Burns credits the many local family-owned development and construction businesses in Rochester for groundbreaking project ideas that are worth funding and adding to the community. After working with these businesses for so many years, banks like M&T and local construction companies have developed a mutually rewarding system.
“What’s really unique to Rochester is that these developers are all extremely innovative, and we’re seeing a lot of properties being repurposed, whether it’s commercial to apartments or even condos,” Burns says. “We know that these developers are committed to making Rochester a vibrant community, not only in the city, but across Monroe County.”
But not every project pitched is worth financing. In order to decide if a project will be a worthwhile addition to Rochester, banks and lenders examine a plethora of variables. For instance, if a developer seeks funding for a hotel, banks like M&T turn to third-party resources to see if the area could benefit from another hotel. If there are already enough hotels in the region, the project is deemed unnecessary.
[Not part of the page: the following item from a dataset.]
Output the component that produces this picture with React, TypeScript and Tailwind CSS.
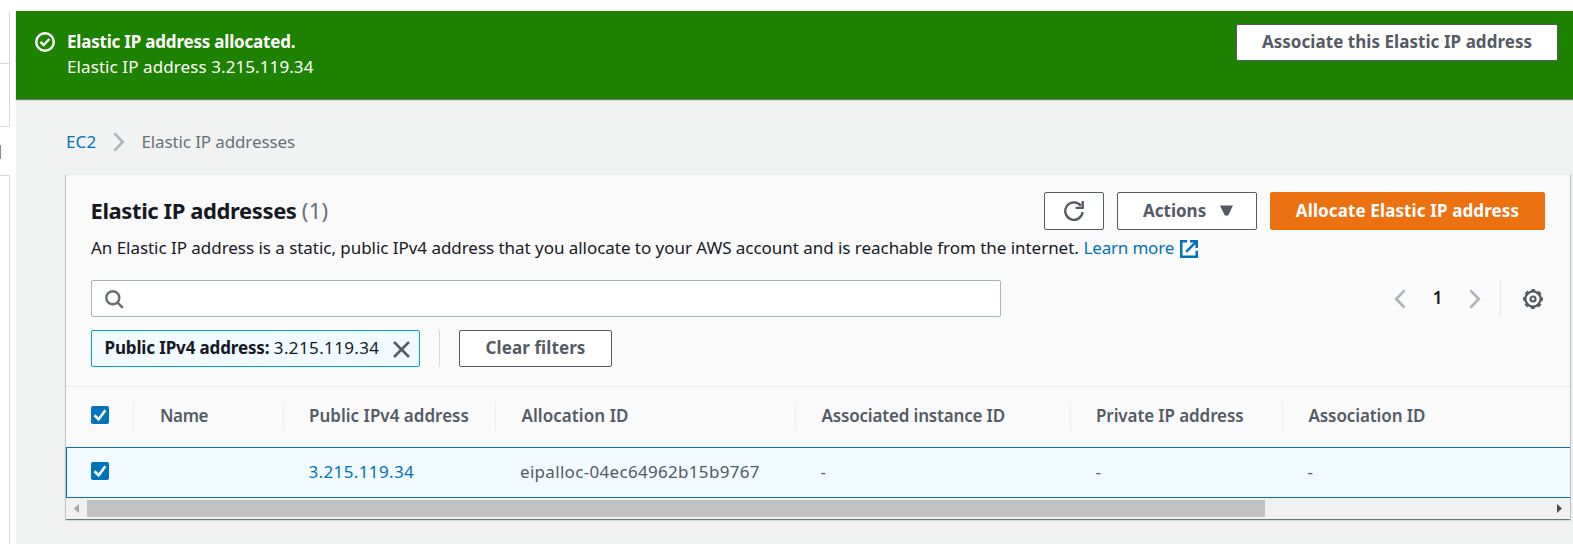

Burns notes that M&T relies on Rochester Downtown Development Corp. for gathering such information about the local market.
RDDC “has fantastic data that all of us in the banking industry use to determine whether there is demand for a project,” Burns says. “For example, downtown vacancies are around 5 percent, so that would be a good sign that building more apartments might be a good idea. However, you also need to look at what apartment projects are in line to be built to determine whether there could be a bubble of too many apartments going up.”
Right now, redevelopment projects downtown are a hot commodity for development groups and lenders. Historic buildings remain, but their purposes are ever-changing.
“You look around town and see buildings that might be built for tens of millions of dollars, and now our family-owned local developers are able to acquire these properties at a significant discount, make improvements and make downtown visually impressive,” says Burns. “There’s a renaissance of downtown, and it’s the local developers that have been taking advantage of these properties.”